Exercise brief → Leave out the pictures, and retype only the lines from the beginning of the material through the line that contains "onMounted, reactive, ref", including both.

Stored data →
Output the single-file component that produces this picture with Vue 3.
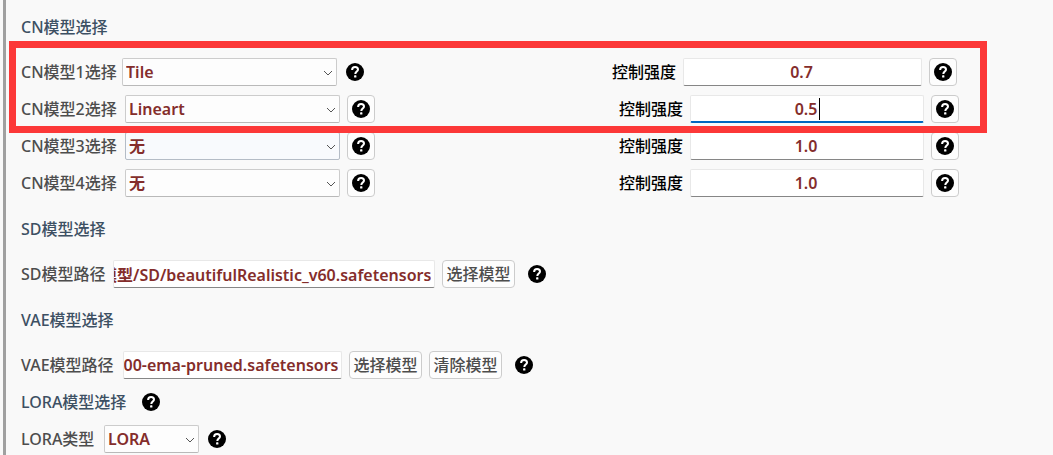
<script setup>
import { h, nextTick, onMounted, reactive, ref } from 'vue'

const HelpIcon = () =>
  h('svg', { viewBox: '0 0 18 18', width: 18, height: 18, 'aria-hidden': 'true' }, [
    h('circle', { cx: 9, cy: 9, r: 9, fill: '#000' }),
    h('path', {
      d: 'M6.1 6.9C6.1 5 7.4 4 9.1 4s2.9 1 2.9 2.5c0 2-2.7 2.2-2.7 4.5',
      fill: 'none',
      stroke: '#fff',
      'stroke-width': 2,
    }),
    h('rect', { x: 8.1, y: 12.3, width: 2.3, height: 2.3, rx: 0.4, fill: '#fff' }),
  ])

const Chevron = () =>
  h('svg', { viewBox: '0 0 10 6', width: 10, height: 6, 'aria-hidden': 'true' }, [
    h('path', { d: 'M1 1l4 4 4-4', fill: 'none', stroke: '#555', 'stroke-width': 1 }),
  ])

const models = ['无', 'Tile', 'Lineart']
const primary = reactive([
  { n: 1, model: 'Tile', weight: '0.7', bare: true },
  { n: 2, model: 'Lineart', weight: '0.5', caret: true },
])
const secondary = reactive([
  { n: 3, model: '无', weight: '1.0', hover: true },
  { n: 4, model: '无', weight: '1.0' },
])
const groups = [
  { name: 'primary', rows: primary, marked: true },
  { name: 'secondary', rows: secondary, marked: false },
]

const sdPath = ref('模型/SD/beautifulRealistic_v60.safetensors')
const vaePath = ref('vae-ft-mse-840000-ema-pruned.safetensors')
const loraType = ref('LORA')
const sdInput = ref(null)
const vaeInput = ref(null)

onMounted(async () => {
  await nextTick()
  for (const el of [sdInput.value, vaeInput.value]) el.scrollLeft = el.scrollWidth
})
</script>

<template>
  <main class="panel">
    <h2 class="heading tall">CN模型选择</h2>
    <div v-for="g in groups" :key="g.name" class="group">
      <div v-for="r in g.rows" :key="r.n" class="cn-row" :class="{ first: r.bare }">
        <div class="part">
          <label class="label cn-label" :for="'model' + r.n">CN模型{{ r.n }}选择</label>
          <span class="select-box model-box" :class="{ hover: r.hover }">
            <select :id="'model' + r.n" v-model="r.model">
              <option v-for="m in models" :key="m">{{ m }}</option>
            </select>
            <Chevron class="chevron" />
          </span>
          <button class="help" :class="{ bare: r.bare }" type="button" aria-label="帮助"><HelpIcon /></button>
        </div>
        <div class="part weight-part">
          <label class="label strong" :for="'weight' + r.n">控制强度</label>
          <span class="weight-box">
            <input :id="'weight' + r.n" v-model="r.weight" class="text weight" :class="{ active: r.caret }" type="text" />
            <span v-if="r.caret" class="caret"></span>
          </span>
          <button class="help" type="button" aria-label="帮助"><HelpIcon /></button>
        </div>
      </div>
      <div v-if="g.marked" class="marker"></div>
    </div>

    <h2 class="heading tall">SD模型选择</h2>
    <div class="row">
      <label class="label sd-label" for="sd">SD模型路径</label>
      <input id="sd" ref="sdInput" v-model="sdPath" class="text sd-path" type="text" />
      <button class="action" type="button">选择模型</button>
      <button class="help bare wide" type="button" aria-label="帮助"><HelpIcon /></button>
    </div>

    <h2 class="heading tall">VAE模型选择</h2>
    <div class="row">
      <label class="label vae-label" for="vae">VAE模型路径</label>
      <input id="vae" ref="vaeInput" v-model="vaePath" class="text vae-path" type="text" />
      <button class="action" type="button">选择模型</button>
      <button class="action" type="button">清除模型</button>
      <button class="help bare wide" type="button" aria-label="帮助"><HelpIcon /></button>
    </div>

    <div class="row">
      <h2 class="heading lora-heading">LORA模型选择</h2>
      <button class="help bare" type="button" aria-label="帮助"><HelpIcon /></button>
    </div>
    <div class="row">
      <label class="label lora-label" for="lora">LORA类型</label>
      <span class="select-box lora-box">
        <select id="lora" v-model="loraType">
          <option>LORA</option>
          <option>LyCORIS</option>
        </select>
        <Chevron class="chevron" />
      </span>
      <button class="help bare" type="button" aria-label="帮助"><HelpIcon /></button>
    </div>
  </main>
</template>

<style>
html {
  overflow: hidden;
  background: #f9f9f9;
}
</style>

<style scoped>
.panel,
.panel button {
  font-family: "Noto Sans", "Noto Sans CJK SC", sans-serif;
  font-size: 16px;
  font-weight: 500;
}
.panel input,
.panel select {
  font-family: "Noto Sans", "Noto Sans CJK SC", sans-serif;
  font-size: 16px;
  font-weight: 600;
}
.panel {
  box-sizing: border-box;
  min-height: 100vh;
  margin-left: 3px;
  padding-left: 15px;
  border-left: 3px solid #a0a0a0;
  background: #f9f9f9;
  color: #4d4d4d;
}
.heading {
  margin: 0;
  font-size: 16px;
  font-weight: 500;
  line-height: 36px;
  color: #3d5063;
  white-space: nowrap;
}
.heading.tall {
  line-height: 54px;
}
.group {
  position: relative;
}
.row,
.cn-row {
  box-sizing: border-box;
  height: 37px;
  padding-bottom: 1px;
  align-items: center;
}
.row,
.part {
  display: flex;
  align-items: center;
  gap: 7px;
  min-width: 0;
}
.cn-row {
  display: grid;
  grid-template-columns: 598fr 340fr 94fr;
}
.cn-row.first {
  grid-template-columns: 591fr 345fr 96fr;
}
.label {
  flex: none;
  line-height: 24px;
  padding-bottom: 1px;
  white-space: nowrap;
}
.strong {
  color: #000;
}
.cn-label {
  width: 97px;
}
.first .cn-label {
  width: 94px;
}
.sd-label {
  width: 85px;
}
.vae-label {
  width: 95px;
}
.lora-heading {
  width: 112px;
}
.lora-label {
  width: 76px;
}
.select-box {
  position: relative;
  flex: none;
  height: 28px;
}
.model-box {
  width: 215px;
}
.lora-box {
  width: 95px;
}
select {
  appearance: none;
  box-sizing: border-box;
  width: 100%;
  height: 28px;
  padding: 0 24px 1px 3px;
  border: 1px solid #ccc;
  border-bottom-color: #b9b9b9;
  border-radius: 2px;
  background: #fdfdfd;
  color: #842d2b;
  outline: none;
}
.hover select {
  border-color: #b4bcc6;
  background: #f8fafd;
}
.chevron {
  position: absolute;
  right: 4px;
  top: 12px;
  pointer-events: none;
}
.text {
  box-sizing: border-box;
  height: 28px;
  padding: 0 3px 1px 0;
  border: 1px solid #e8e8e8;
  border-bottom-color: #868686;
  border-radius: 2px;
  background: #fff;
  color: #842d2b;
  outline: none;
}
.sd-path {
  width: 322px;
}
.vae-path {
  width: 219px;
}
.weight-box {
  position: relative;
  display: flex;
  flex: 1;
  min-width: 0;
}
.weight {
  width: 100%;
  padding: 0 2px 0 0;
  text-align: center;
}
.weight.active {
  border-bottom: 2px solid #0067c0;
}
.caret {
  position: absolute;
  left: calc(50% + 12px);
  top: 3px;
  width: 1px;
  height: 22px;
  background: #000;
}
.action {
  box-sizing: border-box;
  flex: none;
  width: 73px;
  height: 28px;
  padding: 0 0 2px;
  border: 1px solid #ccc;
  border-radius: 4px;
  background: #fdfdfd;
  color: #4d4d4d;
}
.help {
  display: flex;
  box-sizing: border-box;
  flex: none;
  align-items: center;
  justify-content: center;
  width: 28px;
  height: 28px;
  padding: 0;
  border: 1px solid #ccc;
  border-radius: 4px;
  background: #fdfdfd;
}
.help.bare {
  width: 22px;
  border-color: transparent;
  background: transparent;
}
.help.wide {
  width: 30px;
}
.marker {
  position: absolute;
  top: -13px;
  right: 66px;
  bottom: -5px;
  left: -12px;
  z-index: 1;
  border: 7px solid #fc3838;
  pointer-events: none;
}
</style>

Written answer →
Output the single-file component that produces this picture with Vue 3.
<script setup>
import { h, nextTick, onMounted, reactive, ref } from 'vue'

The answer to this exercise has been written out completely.